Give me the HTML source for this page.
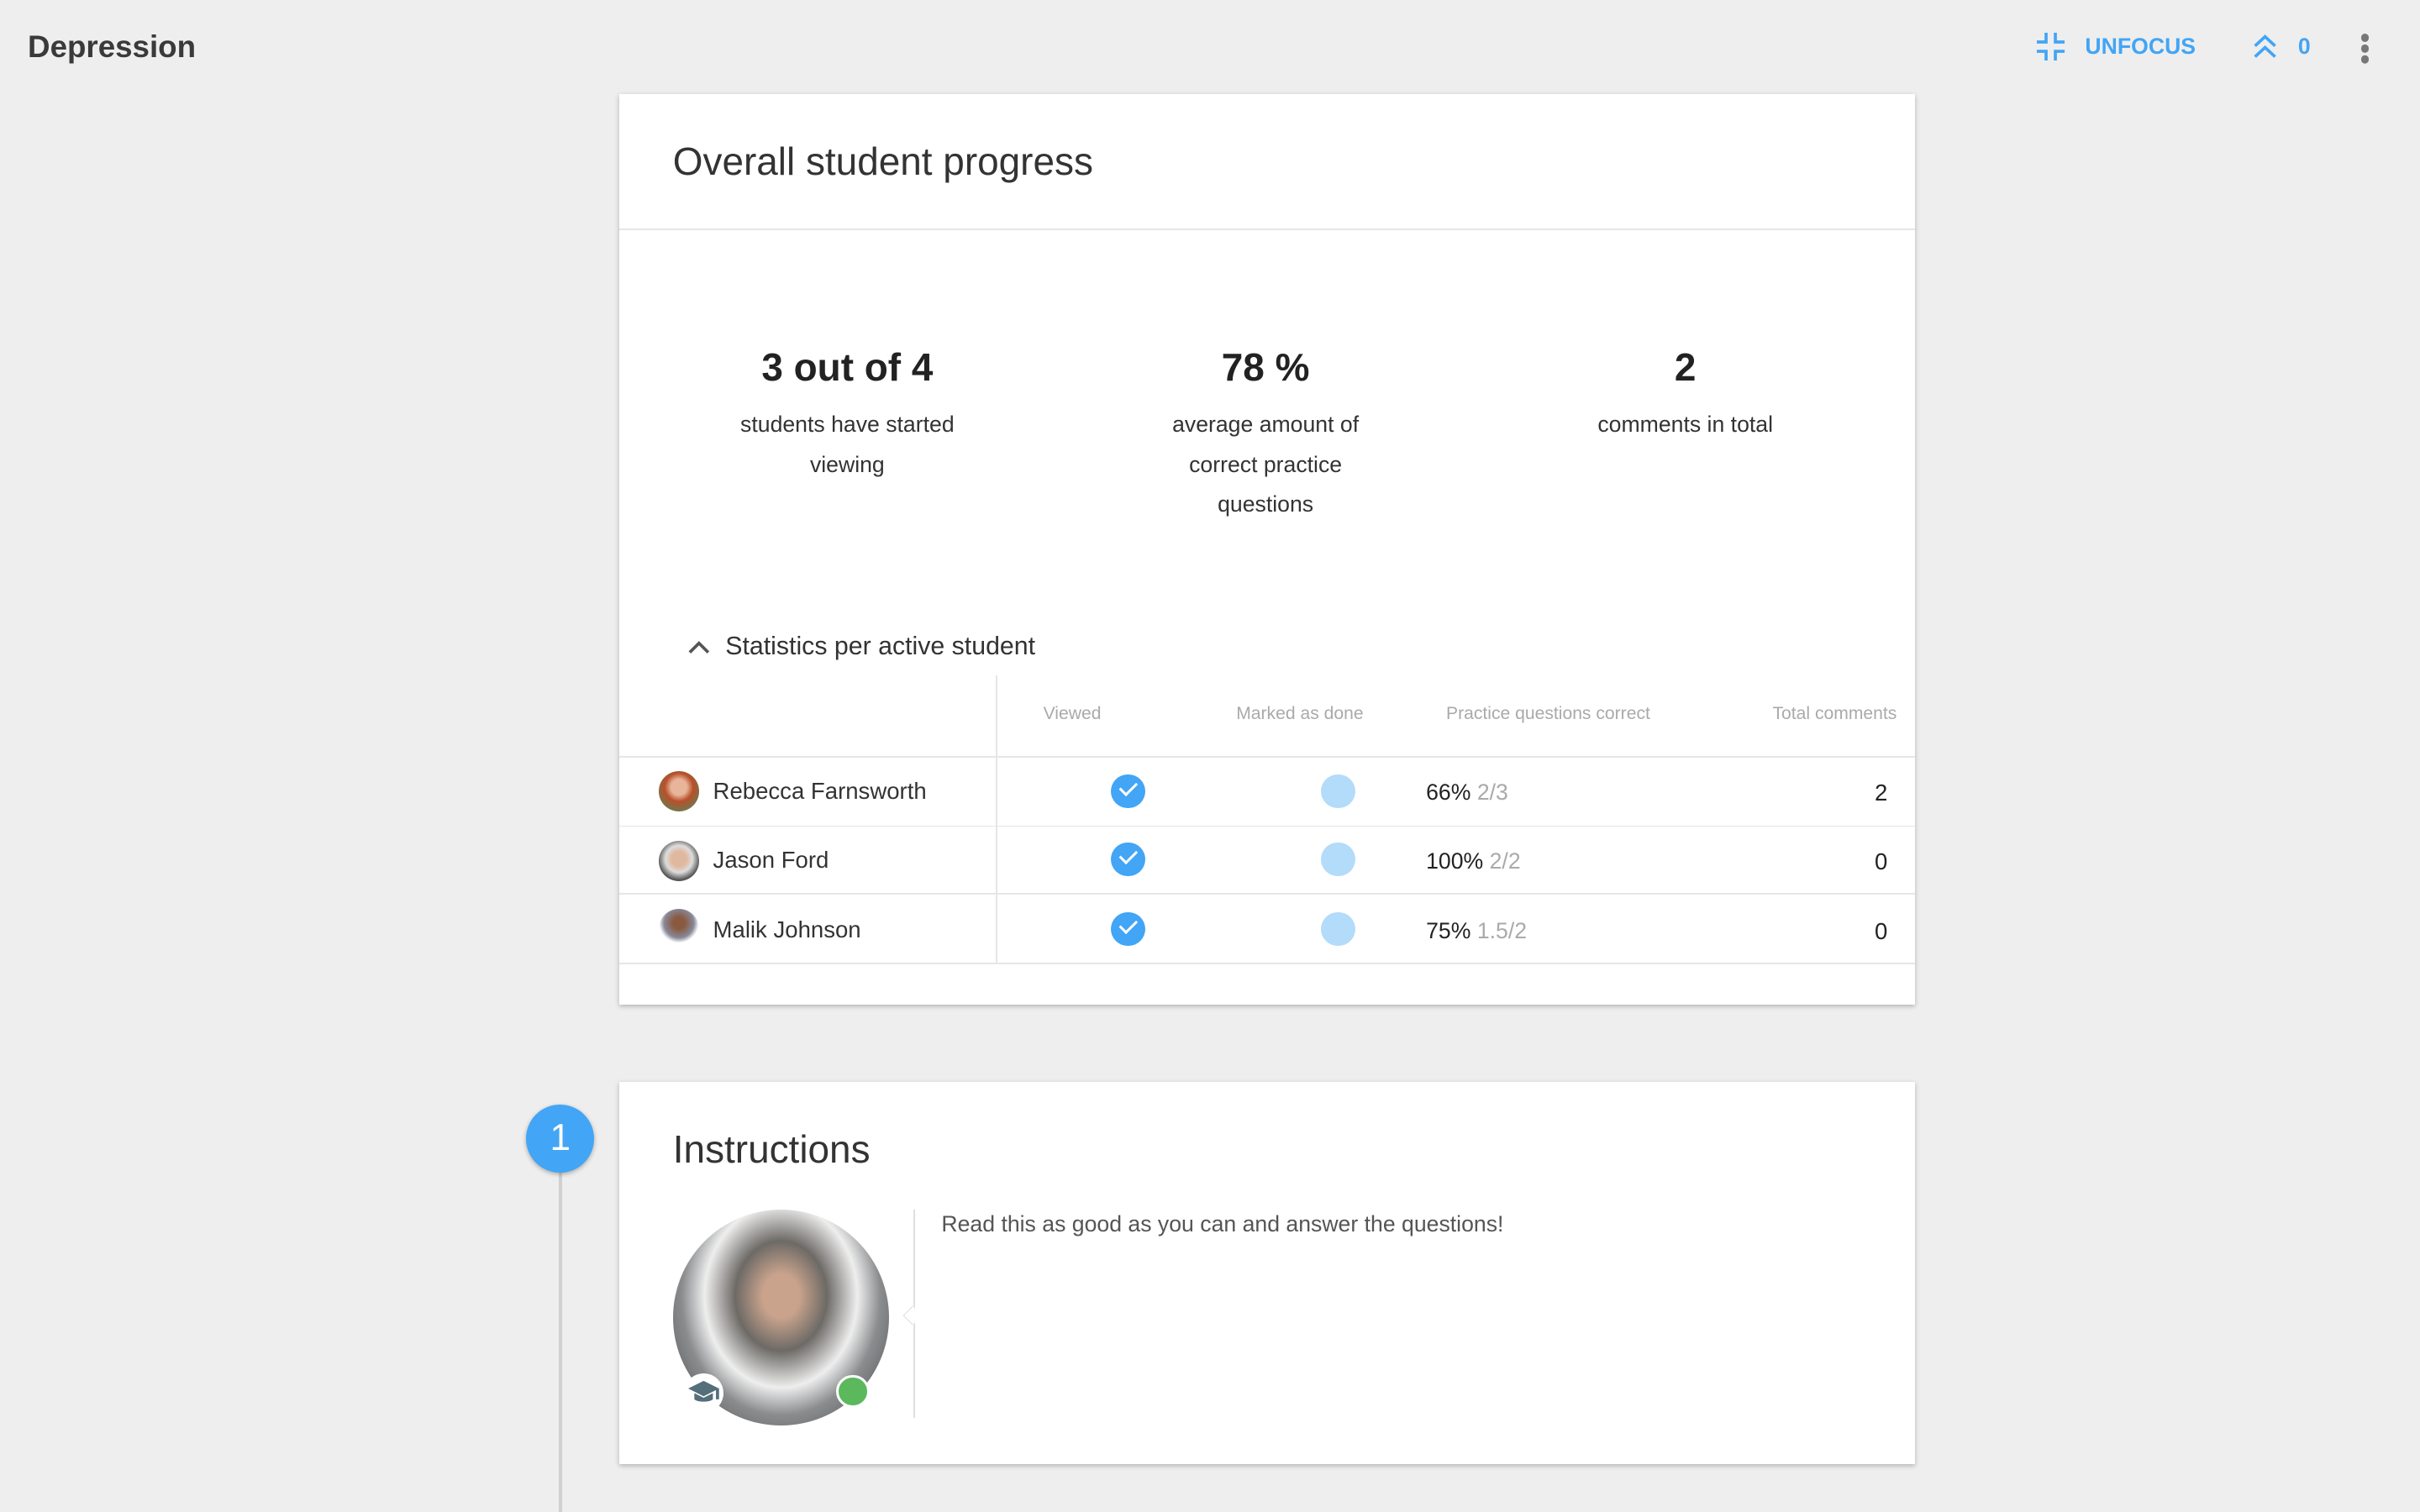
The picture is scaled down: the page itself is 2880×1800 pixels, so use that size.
<!DOCTYPE html>
<html><head><meta charset="utf-8"><style>
html{zoom:1.836735}
body{margin:0;width:1568px;height:980px;background:#eeeeee;font-family:"Liberation Sans",sans-serif;color:#333;position:relative;overflow:hidden}
.a{position:absolute}
.card{position:absolute;background:#fff;box-shadow:0 1px 3px rgba(0,0,0,.25)}
.c{text-align:center;width:240px;margin-left:-120px}
.hl{position:absolute;left:0;width:840px;height:1px;background:#e6e6e6}
.th{font-size:11.5px;color:#aaa}
.nm{font-size:15px;left:61px}
.av{left:26px;width:26px;height:26px;border-radius:50%}
.ck{width:22px;height:22px;border-radius:50%;background:#42a5f5;left:319px}
.dt{width:22px;height:22px;border-radius:50%;background:#b3dbfa;left:455px}
.pc{left:523px;font-size:14.5px;color:#222}
.pc span{color:#aaa}
.tc{right:18px;font-size:15px;color:#222}
.ck::after{content:"";position:absolute;left:6px;top:5px;width:9px;height:5px;border-left:2px solid #fff;border-bottom:2px solid #fff;transform:rotate(-45deg)}
</style></head><body>
<div class="a" style="left:18px;top:19px;font-size:20px;font-weight:bold;color:#3a3a3a">Depression</div>
<svg class="a" style="left:1320px;top:21px" width="18" height="18" viewBox="0 0 18 18" fill="#42a5f5"><path d="M5 0h2v7H0V5h5zM11 0h2v5h5v2h-7zM0 11h7v7H5v-5H0zM11 11h7v2h-5v5h-2z"/></svg>
<div class="a" style="left:1351px;top:22px;font-size:14.5px;font-weight:bold;color:#42a5f5">UNFOCUS</div>
<svg class="a" style="left:1459px;top:22px" width="17" height="16" viewBox="0 0 17 16" fill="none" stroke="#42a5f5" stroke-width="2"><path d="M2 8l6.5-6 6.5 6M2 15l6.5-6 6.5 6"/></svg>
<div class="a" style="left:1489px;top:22px;font-size:14.5px;font-weight:bold;color:#42a5f5">0</div>
<div class="a" style="left:1530px;top:22px;width:5px;height:5px;border-radius:50%;background:#777;box-shadow:0 7px 0 #777,0 14px 0 #777"></div>

<div class="card" style="left:401px;top:61px;width:840px;height:590px">
 <div class="a" style="left:35px;top:29px;font-size:25px;color:#333">Overall student progress</div>
 <div class="hl" style="top:87px"></div>
 <div class="a c" style="left:148px;top:162px"><div style="font-size:25px;font-weight:bold;color:#222">3 out of 4</div><div style="font-size:14.5px;line-height:26px;margin-top:10px;padding:0 36px">students have started viewing</div></div>
 <div class="a c" style="left:419px;top:162px"><div style="font-size:25px;font-weight:bold;color:#222">78 %</div><div style="font-size:14.5px;line-height:26px;margin-top:10px;padding:0 55px">average amount of correct practice questions</div></div>
 <div class="a c" style="left:691px;top:162px"><div style="font-size:25px;font-weight:bold;color:#222">2</div><div style="font-size:14.5px;line-height:26px;margin-top:10px">comments in total</div></div>
 <svg class="a" style="left:45px;top:354px" width="14" height="10" viewBox="0 0 14 10" fill="none" stroke="#555" stroke-width="2"><path d="M1 8l6-6 6 6"/></svg>
 <div class="a" style="left:69px;top:349px;font-size:16.5px;color:#333">Statistics per active student</div>
 <div class="a" style="left:244px;top:377px;width:1px;height:186px;background:#e6e6e6"></div>
 <div class="a th" style="left:275px;top:395px">Viewed</div>
 <div class="a th" style="left:400px;top:395px">Marked as done</div>
 <div class="a th" style="left:536px;top:395px">Practice questions correct</div>
 <div class="a th" style="right:12px;top:395px">Total comments</div>
 <div class="hl" style="top:429px"></div><div class="hl" style="top:474px"></div><div class="hl" style="top:518px"></div><div class="hl" style="top:563px"></div>
 <div class="a av" style="top:439px;background:radial-gradient(circle at 50% 40%,#e8b59a 25%,#b8502a 45%,#6b7a50 80%)"></div>
 <div class="a nm" style="top:443px">Rebecca Farnsworth</div>
 <div class="a ck" style="top:441px"></div><div class="a dt" style="top:441px"></div>
 <div class="a pc" style="top:444px">66% <span>2/3</span></div><div class="a tc" style="top:444px">2</div>
 <div class="a av" style="top:484px;background:radial-gradient(circle at 50% 45%,#e0b8a0 25%,#ddd 45%,#555 70%)"></div>
 <div class="a nm" style="top:488px">Jason Ford</div>
 <div class="a ck" style="top:485px"></div><div class="a dt" style="top:485px"></div>
 <div class="a pc" style="top:489px">100% <span>2/2</span></div><div class="a tc" style="top:489px">0</div>
 <div class="a av" style="top:528px;background:radial-gradient(circle at 50% 35%,#8a5a40 18%,#889 45%,#fff 60%)"></div>
 <div class="a nm" style="top:533px">Malik Johnson</div>
 <div class="a ck" style="top:530px"></div><div class="a dt" style="top:530px"></div>
 <div class="a pc" style="top:534px">75% <span>1.5/2</span></div><div class="a tc" style="top:534px">0</div>
</div>

<div class="a" style="left:362px;top:760px;width:2px;height:220px;background:#d0d0d0"></div>
<div class="a" style="left:341px;top:716px;width:44px;height:44px;border-radius:50%;background:#42a5f5;box-shadow:0 1px 3px rgba(0,0,0,.3);color:#fff;font-size:24px;text-align:center;line-height:44px">1</div>

<div class="card" style="left:401px;top:701px;width:840px;height:248px">
 <div class="a" style="left:35px;top:29px;font-size:25px;color:#333">Instructions</div>
 <div class="a" style="left:35px;top:83px;width:140px;height:140px;border-radius:50%;background:radial-gradient(ellipse at 50% 40%,#c9a38c 12%,#6d6a66 30%,#eee 50%,#8a8c8e 65%,#3e4144 100%)"></div>
 <div class="a" style="left:42px;top:189px;width:26px;height:26px;border-radius:50%;background:#fff"></div>
 <svg class="a" style="left:45px;top:193px" width="20" height="16" viewBox="0 0 20 16" fill="#546e7a"><path d="M10 1L0 6l10 5 8-4v6h2V6zM4 9v4c2 2 10 2 12 0V9l-6 3z"/></svg>
 <div class="a" style="left:141px;top:190px;width:18px;height:18px;border-radius:50%;background:#5cb85c;border:2px solid #fff"></div>
 <div class="a" style="left:191px;top:83px;width:1px;height:135px;background:#e0e0e0"></div>
 <div class="a" style="left:186px;top:147px;width:8px;height:8px;background:#fff;border-left:1px solid #ddd;border-bottom:1px solid #ddd;transform:rotate(45deg)"></div>
 <div class="a" style="left:209px;top:84px;font-size:14.5px;color:#555">Read this as good as you can and answer the questions!</div>
</div>
</body></html>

========================================================================

Using the data above, write out every line exactly, leaving the images behind.

Give me the HTML source for this page.
The picture is scaled down: the page itself is 2880×1800 pixels, so use that size.
<!DOCTYPE html>
<html><head><meta charset="utf-8"><style>
html{zoom:1.836735}
body{margin:0;width:1568px;height:980px;background:#eeeeee;font-family:"Liberation Sans",sans-serif;color:#333;position:relative;overflow:hidden}
.a{position:absolute}
.card{position:absolute;background:#fff;box-shadow:0 1px 3px rgba(0,0,0,.25)}
.c{text-align:center;width:240px;margin-left:-120px}
.hl{position:absolute;left:0;width:840px;height:1px;background:#e6e6e6}
.th{font-size:11.5px;color:#aaa}
.nm{font-size:15px;left:61px}
.av{left:26px;width:26px;height:26px;border-radius:50%}
.ck{width:22px;height:22px;border-radius:50%;background:#42a5f5;left:319px}
.dt{width:22px;height:22px;border-radius:50%;background:#b3dbfa;left:455px}
.pc{left:523px;font-size:14.5px;color:#222}
.pc span{color:#aaa}
.tc{right:18px;font-size:15px;color:#222}
.ck::after{content:"";position:absolute;left:6px;top:5px;width:9px;height:5px;border-left:2px solid #fff;border-bottom:2px solid #fff;transform:rotate(-45deg)}
</style></head><body>
<div class="a" style="left:18px;top:19px;font-size:20px;font-weight:bold;color:#3a3a3a">Depression</div>
<svg class="a" style="left:1320px;top:21px" width="18" height="18" viewBox="0 0 18 18" fill="#42a5f5"><path d="M5 0h2v7H0V5h5zM11 0h2v5h5v2h-7zM0 11h7v7H5v-5H0zM11 11h7v2h-5v5h-2z"/></svg>
<div class="a" style="left:1351px;top:22px;font-size:14.5px;font-weight:bold;color:#42a5f5">UNFOCUS</div>
<svg class="a" style="left:1459px;top:22px" width="17" height="16" viewBox="0 0 17 16" fill="none" stroke="#42a5f5" stroke-width="2"><path d="M2 8l6.5-6 6.5 6M2 15l6.5-6 6.5 6"/></svg>
<div class="a" style="left:1489px;top:22px;font-size:14.5px;font-weight:bold;color:#42a5f5">0</div>
<div class="a" style="left:1530px;top:22px;width:5px;height:5px;border-radius:50%;background:#777;box-shadow:0 7px 0 #777,0 14px 0 #777"></div>

<div class="card" style="left:401px;top:61px;width:840px;height:590px">
 <div class="a" style="left:35px;top:29px;font-size:25px;color:#333">Overall student progress</div>
 <div class="hl" style="top:87px"></div>
 <div class="a c" style="left:148px;top:162px"><div style="font-size:25px;font-weight:bold;color:#222">3 out of 4</div><div style="font-size:14.5px;line-height:26px;margin-top:10px;padding:0 36px">students have started viewing</div></div>
 <div class="a c" style="left:419px;top:162px"><div style="font-size:25px;font-weight:bold;color:#222">78 %</div><div style="font-size:14.5px;line-height:26px;margin-top:10px;padding:0 55px">average amount of correct practice questions</div></div>
 <div class="a c" style="left:691px;top:162px"><div style="font-size:25px;font-weight:bold;color:#222">2</div><div style="font-size:14.5px;line-height:26px;margin-top:10px">comments in total</div></div>
 <svg class="a" style="left:45px;top:354px" width="14" height="10" viewBox="0 0 14 10" fill="none" stroke="#555" stroke-width="2"><path d="M1 8l6-6 6 6"/></svg>
 <div class="a" style="left:69px;top:349px;font-size:16.5px;color:#333">Statistics per active student</div>
 <div class="a" style="left:244px;top:377px;width:1px;height:186px;background:#e6e6e6"></div>
 <div class="a th" style="left:275px;top:395px">Viewed</div>
 <div class="a th" style="left:400px;top:395px">Marked as done</div>
 <div class="a th" style="left:536px;top:395px">Practice questions correct</div>
 <div class="a th" style="right:12px;top:395px">Total comments</div>
 <div class="hl" style="top:429px"></div><div class="hl" style="top:474px"></div><div class="hl" style="top:518px"></div><div class="hl" style="top:563px"></div>
 <div class="a av" style="top:439px;background:radial-gradient(circle at 50% 40%,#e8b59a 25%,#b8502a 45%,#6b7a50 80%)"></div>
 <div class="a nm" style="top:443px">Rebecca Farnsworth</div>
 <div class="a ck" style="top:441px"></div><div class="a dt" style="top:441px"></div>
 <div class="a pc" style="top:444px">66% <span>2/3</span></div><div class="a tc" style="top:444px">2</div>
 <div class="a av" style="top:484px;background:radial-gradient(circle at 50% 45%,#e0b8a0 25%,#ddd 45%,#555 70%)"></div>
 <div class="a nm" style="top:488px">Jason Ford</div>
 <div class="a ck" style="top:485px"></div><div class="a dt" style="top:485px"></div>
 <div class="a pc" style="top:489px">100% <span>2/2</span></div><div class="a tc" style="top:489px">0</div>
 <div class="a av" style="top:528px;background:radial-gradient(circle at 50% 35%,#8a5a40 18%,#889 45%,#fff 60%)"></div>
 <div class="a nm" style="top:533px">Malik Johnson</div>
 <div class="a ck" style="top:530px"></div><div class="a dt" style="top:530px"></div>
 <div class="a pc" style="top:534px">75% <span>1.5/2</span></div><div class="a tc" style="top:534px">0</div>
</div>

<div class="a" style="left:362px;top:760px;width:2px;height:220px;background:#d0d0d0"></div>
<div class="a" style="left:341px;top:716px;width:44px;height:44px;border-radius:50%;background:#42a5f5;box-shadow:0 1px 3px rgba(0,0,0,.3);color:#fff;font-size:24px;text-align:center;line-height:44px">1</div>

<div class="card" style="left:401px;top:701px;width:840px;height:248px">
 <div class="a" style="left:35px;top:29px;font-size:25px;color:#333">Instructions</div>
 <div class="a" style="left:35px;top:83px;width:140px;height:140px;border-radius:50%;background:radial-gradient(ellipse at 50% 40%,#c9a38c 12%,#6d6a66 30%,#eee 50%,#8a8c8e 65%,#3e4144 100%)"></div>
 <div class="a" style="left:42px;top:189px;width:26px;height:26px;border-radius:50%;background:#fff"></div>
 <svg class="a" style="left:45px;top:193px" width="20" height="16" viewBox="0 0 20 16" fill="#546e7a"><path d="M10 1L0 6l10 5 8-4v6h2V6zM4 9v4c2 2 10 2 12 0V9l-6 3z"/></svg>
 <div class="a" style="left:141px;top:190px;width:18px;height:18px;border-radius:50%;background:#5cb85c;border:2px solid #fff"></div>
 <div class="a" style="left:191px;top:83px;width:1px;height:135px;background:#e0e0e0"></div>
 <div class="a" style="left:186px;top:147px;width:8px;height:8px;background:#fff;border-left:1px solid #ddd;border-bottom:1px solid #ddd;transform:rotate(45deg)"></div>
 <div class="a" style="left:209px;top:84px;font-size:14.5px;color:#555">Read this as good as you can and answer the questions!</div>
</div>
</body></html>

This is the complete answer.